MSC Euribia is the 22nd ship operated by the Geneva-based Italian shipping company MSC Cruises. It is the fifth unit of the Meraviglia class built by Chantiers de l'Atlantique for MSC Cruises.

The ship is the second MSC ship to be powered by LNG, resulting in reduced greenhouse gas emissions.

MSC Euribia measures around . During sea trials, it achieved a top speed of 23.5 kn. The ship, designated as Yard No. V34, is 331.4 m long, 43 m wide, and has a depth of 8.5 m. It is 65 m in height.

The ship can carry 6,327 passengers and 1,711 crew.

== 2026 Iran war ==
In March 2026, MSC Euribia was one of six cruise ships stuck in the Gulf during the 2026 Iran war, when Iran closed the Straits of Hormuz. MSC arranged chartered flights with Emirates Airlines to get some of the stranded passengers home from Dubai.

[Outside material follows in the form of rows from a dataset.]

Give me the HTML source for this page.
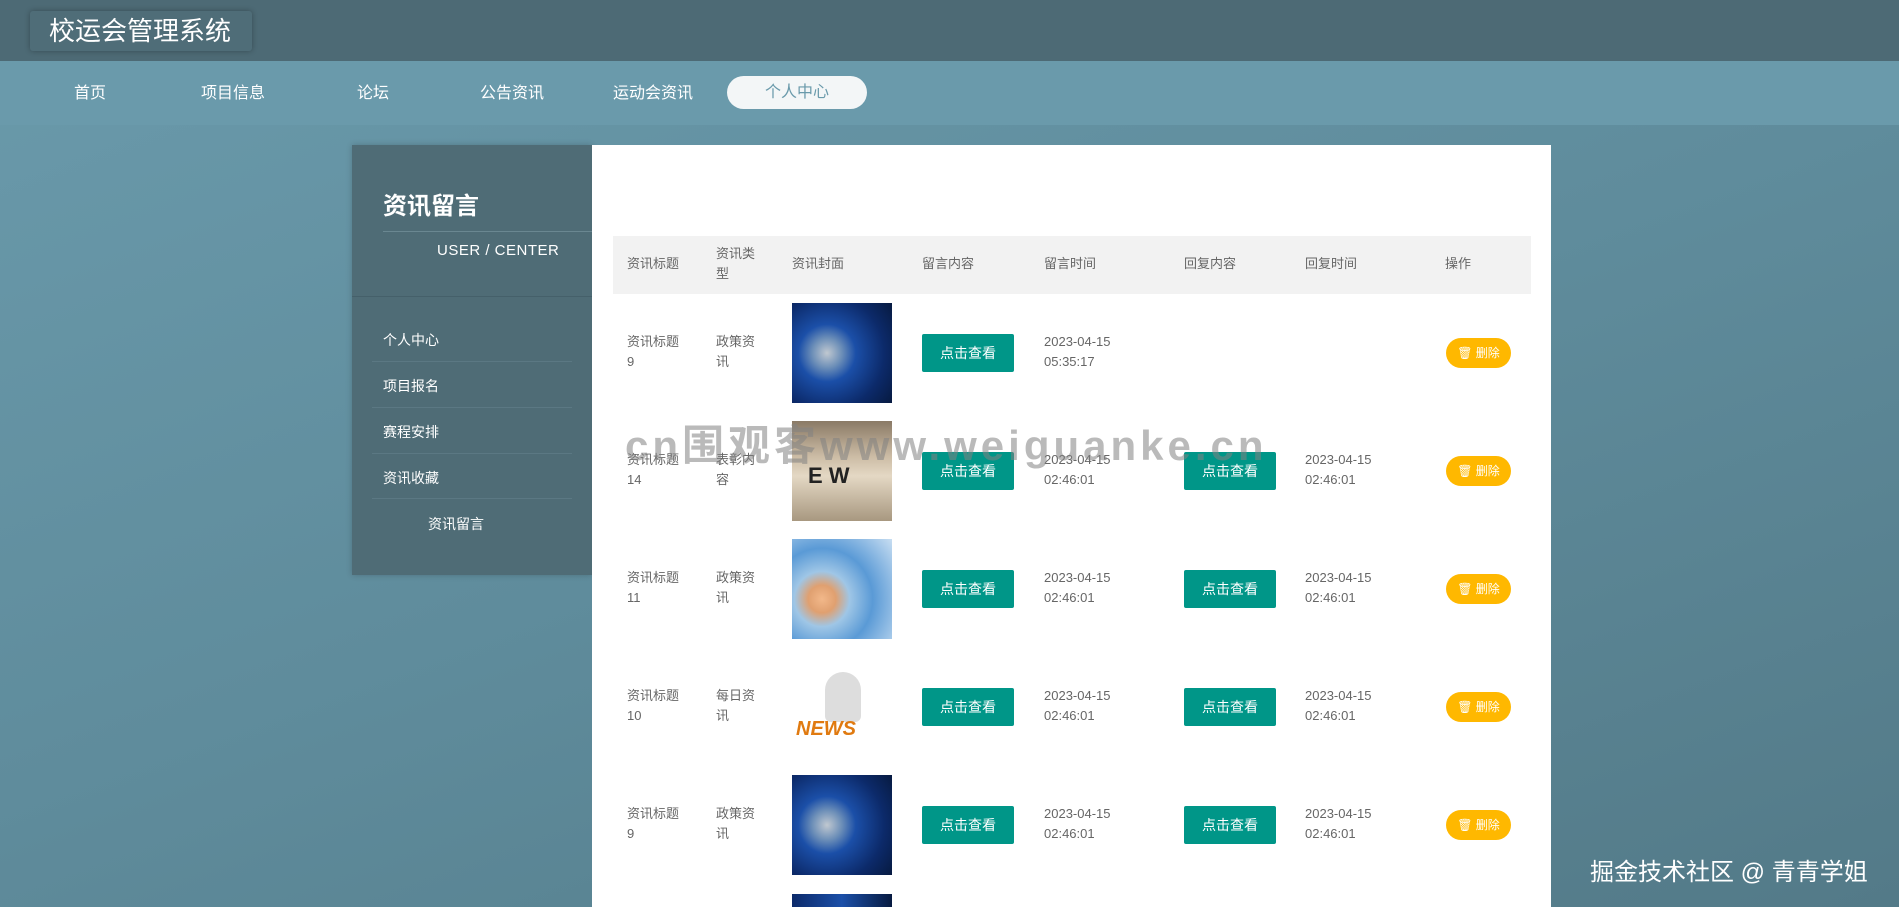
<!DOCTYPE html>
<html><head><meta charset="utf-8"><style>
*{margin:0;padding:0;box-sizing:border-box}
body{width:1899px;height:907px;overflow:hidden;position:relative;font-family:"Liberation Sans","Noto Sans CJK SC",sans-serif;background:linear-gradient(160deg,#6a9aab 0%,#5f8c9c 50%,#537a88 100%)}
.a{position:absolute}
.hd{left:0;top:0;width:1899px;height:61px;background:#4d6a75;box-shadow:0 2px 6px rgba(0,0,0,.2)}
.tt{left:30px;top:11px;width:222px;height:40px;background:#4f6d78;box-shadow:0 0 6px rgba(0,0,0,.3);color:#fff;font-size:26px;line-height:40px;padding-left:19px;border-radius:3px}
.nav{left:0;top:61px;width:1899px;height:64px;background:#6a9aab}
.ni{color:#fff;font-size:16px;top:79px;transform:translateX(-50%);white-space:nowrap}
.pill{left:727px;top:76px;width:140px;height:33px;background:#f3f6f7;border-radius:17px;color:#6a9aab;text-align:center;line-height:33px;font-size:16px}
.side{left:352px;top:145px;width:240px;height:430px;background:#4f6c76;box-shadow:0 0 6px rgba(0,0,0,.2)}
.main{left:592px;top:145px;width:959px;height:762px;background:#fff}
.th{left:613px;top:236px;width:918px;height:58px;background:#f2f2f2}
.c{font-size:13px;color:#666;line-height:20px}
.btn{width:92px;height:38px;background:#009688;color:#fff;font-size:14px;text-align:center;line-height:38px;border-radius:2px}
.del{width:65px;height:30px;background:#ffb800;color:#fff;font-size:12px;text-align:center;line-height:30px;border-radius:15px}
.sm{color:#fff;font-size:14px;left:383px}
.sep{left:372px;width:200px;height:1px;background:#5b7883}
</style></head><body>
<div class="a hd"></div>
<div class="a tt">校运会管理系统</div>
<div class="a nav"></div>
<div class="a ni" style="left:90px">首页</div>
<div class="a ni" style="left:233px">项目信息</div>
<div class="a ni" style="left:373px">论坛</div>
<div class="a ni" style="left:512px">公告资讯</div>
<div class="a ni" style="left:653px">运动会资讯</div>
<div class="a pill">个人中心</div>

<div class="a side"></div>
<div class="a" style="left:383px;top:186px;color:#fff;font-size:24px;font-weight:bold">资讯留言</div>
<div class="a" style="left:383px;top:231px;width:209px;height:1px;background:#6a8791"></div>
<div class="a" style="left:437px;top:242px;color:#fff;font-size:15px;letter-spacing:0.5px">USER / CENTER</div>
<div class="a" style="left:352px;top:296px;width:240px;height:1px;background:#45606a"></div>
<div class="a sm" style="top:330px">个人中心</div>
<div class="a sep" style="top:361px"></div>
<div class="a sm" style="top:376px">项目报名</div>
<div class="a sep" style="top:407px"></div>
<div class="a sm" style="top:422px">赛程安排</div>
<div class="a sep" style="top:453px"></div>
<div class="a sm" style="top:468px">资讯收藏</div>
<div class="a sep" style="top:498px"></div>
<div class="a sm" style="top:514px;left:428px">资讯留言</div>

<div class="a main"></div>
<div class="a th"></div>
<div class="a c" style="left:627px;top:254px">资讯标题</div>
<div class="a c" style="left:716px;top:244px;width:50px">资讯类<br>型</div>
<div class="a c" style="left:792px;top:254px">资讯封面</div>
<div class="a c" style="left:922px;top:254px">留言内容</div>
<div class="a c" style="left:1044px;top:254px">留言时间</div>
<div class="a c" style="left:1184px;top:254px">回复内容</div>
<div class="a c" style="left:1305px;top:254px">回复时间</div>
<div class="a c" style="left:1445px;top:254px">操作</div>

<div class="a c" style="left:627px;top:332px">资讯标题<br>9</div>
<div class="a c" style="left:716px;top:332px">政策资<br>讯</div>
<div class="a" style="left:792px;top:303px;width:100px;height:100px;background:radial-gradient(circle at 35% 50%,#c0c8d0 0,#6d8fb8 18%,#1b4fa8 35%,#0c2a6a 70%,#071a40 100%)"></div>
<div class="a btn" style="left:922px;top:334px">点击查看</div>
<div class="a c" style="left:1044px;top:332px">2023-04-15<br>05:35:17</div>
<div class="a del" style="left:1446px;top:338px">🗑 删除</div>

<div class="a c" style="left:627px;top:450px">资讯标题<br>14</div>
<div class="a c" style="left:716px;top:450px">表彰内<br>容</div>
<div class="a" style="left:792px;top:421px;width:100px;height:100px;background:linear-gradient(180deg,#8a7a66 0,#cbbba4 35%,#e4d8c4 55%,#a89880 100%)"></div>
<div class="a" style="left:808px;top:463px;font-size:22px;font-weight:bold;color:#222">E W</div>
<div class="a btn" style="left:922px;top:452px">点击查看</div>
<div class="a c" style="left:1044px;top:450px">2023-04-15<br>02:46:01</div>
<div class="a btn" style="left:1184px;top:452px">点击查看</div>
<div class="a c" style="left:1305px;top:450px">2023-04-15<br>02:46:01</div>
<div class="a del" style="left:1446px;top:456px">🗑 删除</div>

<div class="a c" style="left:627px;top:568px">资讯标题<br>11</div>
<div class="a c" style="left:716px;top:568px">政策资<br>讯</div>
<div class="a" style="left:792px;top:539px;width:100px;height:100px;background:radial-gradient(circle at 30% 60%,#f2b88a 0,#e0a070 15%,#9fc6e6 30%,#5a9ad6 55%,#c8def2 100%)"></div>
<div class="a btn" style="left:922px;top:570px">点击查看</div>
<div class="a c" style="left:1044px;top:568px">2023-04-15<br>02:46:01</div>
<div class="a btn" style="left:1184px;top:570px">点击查看</div>
<div class="a c" style="left:1305px;top:568px">2023-04-15<br>02:46:01</div>
<div class="a del" style="left:1446px;top:574px">🗑 删除</div>

<div class="a c" style="left:627px;top:686px">资讯标题<br>10</div>
<div class="a c" style="left:716px;top:686px">每日资<br>讯</div>
<div class="a" style="left:792px;top:657px;width:100px;height:100px;background:#fff"></div>
<div class="a" style="left:825px;top:672px;width:36px;height:50px;border-radius:18px 18px 6px 6px;background:#ddd"></div>
<div class="a" style="left:796px;top:718px;font-size:20px;font-weight:bold;color:#e07a10;font-style:italic">NEWS</div>
<div class="a btn" style="left:922px;top:688px">点击查看</div>
<div class="a c" style="left:1044px;top:686px">2023-04-15<br>02:46:01</div>
<div class="a btn" style="left:1184px;top:688px">点击查看</div>
<div class="a c" style="left:1305px;top:686px">2023-04-15<br>02:46:01</div>
<div class="a del" style="left:1446px;top:692px">🗑 删除</div>

<div class="a c" style="left:627px;top:804px">资讯标题<br>9</div>
<div class="a c" style="left:716px;top:804px">政策资<br>讯</div>
<div class="a" style="left:792px;top:775px;width:100px;height:100px;background:radial-gradient(circle at 35% 50%,#c0c8d0 0,#6d8fb8 18%,#1b4fa8 35%,#0c2a6a 70%,#071a40 100%)"></div>
<div class="a btn" style="left:922px;top:806px">点击查看</div>
<div class="a c" style="left:1044px;top:804px">2023-04-15<br>02:46:01</div>
<div class="a btn" style="left:1184px;top:806px">点击查看</div>
<div class="a c" style="left:1305px;top:804px">2023-04-15<br>02:46:01</div>
<div class="a del" style="left:1446px;top:810px">🗑 删除</div>

<div class="a" style="left:792px;top:894px;width:100px;height:13px;background:linear-gradient(90deg,#0c2a6a,#1b4fa8,#071a40)"></div>

<div class="a" style="left:625px;top:412px;font-size:42px;font-weight:bold;color:rgba(130,130,130,.55);white-space:nowrap;letter-spacing:4px">cn围观客www.weiguanke.cn</div>
<div class="a" style="left:1590px;top:852px;font-size:24px;color:#fff;white-space:nowrap">掘金技术社区 @ 青青学姐</div>
</body></html>
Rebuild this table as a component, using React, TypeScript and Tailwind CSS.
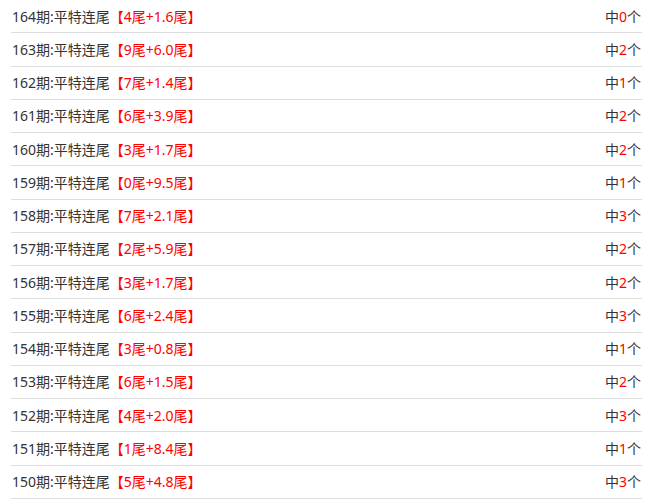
const rows: [number, string, number][] = [
  [164, '4尾+1.6尾', 0],
  [163, '9尾+6.0尾', 2],
  [162, '7尾+1.4尾', 1],
  [161, '6尾+3.9尾', 2],
  [160, '3尾+1.7尾', 2],
  [159, '0尾+9.5尾', 1],
  [158, '7尾+2.1尾', 3],
  [157, '2尾+5.9尾', 2],
  [156, '3尾+1.7尾', 2],
  [155, '6尾+2.4尾', 3],
  [154, '3尾+0.8尾', 1],
  [153, '6尾+1.5尾', 2],
  [152, '4尾+2.0尾', 3],
  [151, '1尾+8.4尾', 1],
  [150, '5尾+4.8尾', 3],
]

export default function App() {
  return (
    <div
      className="w-[650px] h-[502px] overflow-hidden bg-white text-[14px] text-[#333]"
      style={{ fontFamily: '"Noto Sans", "Noto Sans CJK SC", sans-serif' }}
    >
      <ul className="mx-[11px] w-[631px]">
        {rows.map(([issue, tail, hit]) => (
          <li
            key={issue}
            className="flex h-[33.25px] items-center justify-between border-b border-[#ddd] px-px"
          >
            <span>
              {issue}期:平特连尾
              <span className="text-[#f00]">【{tail}】</span>
            </span>
            <span>
              中<span className="text-[#f00]">{hit}</span>个
            </span>
          </li>
        ))}
      </ul>
    </div>
  )
}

On April 17, MSC Euribia departed from Dubai, along with the Celestyal Journey, hours after Celestyal Discovery departed. Both ships travelled through the Straits of Hormuz, in a group together with Mein Schiff 4 and Mein Schiff 5 which had been stranded in Doha. Crew from one of the ships reported a “splash” occurred near the ship while transiting the Strait, while another containership was struck by a projectile. The cruise ships departed while the Strait was reportedly open, but then Iran declared the Strait closed. MSC reports that the MSC Euribia was able to safely pass through the Strait, and is returning to Europe.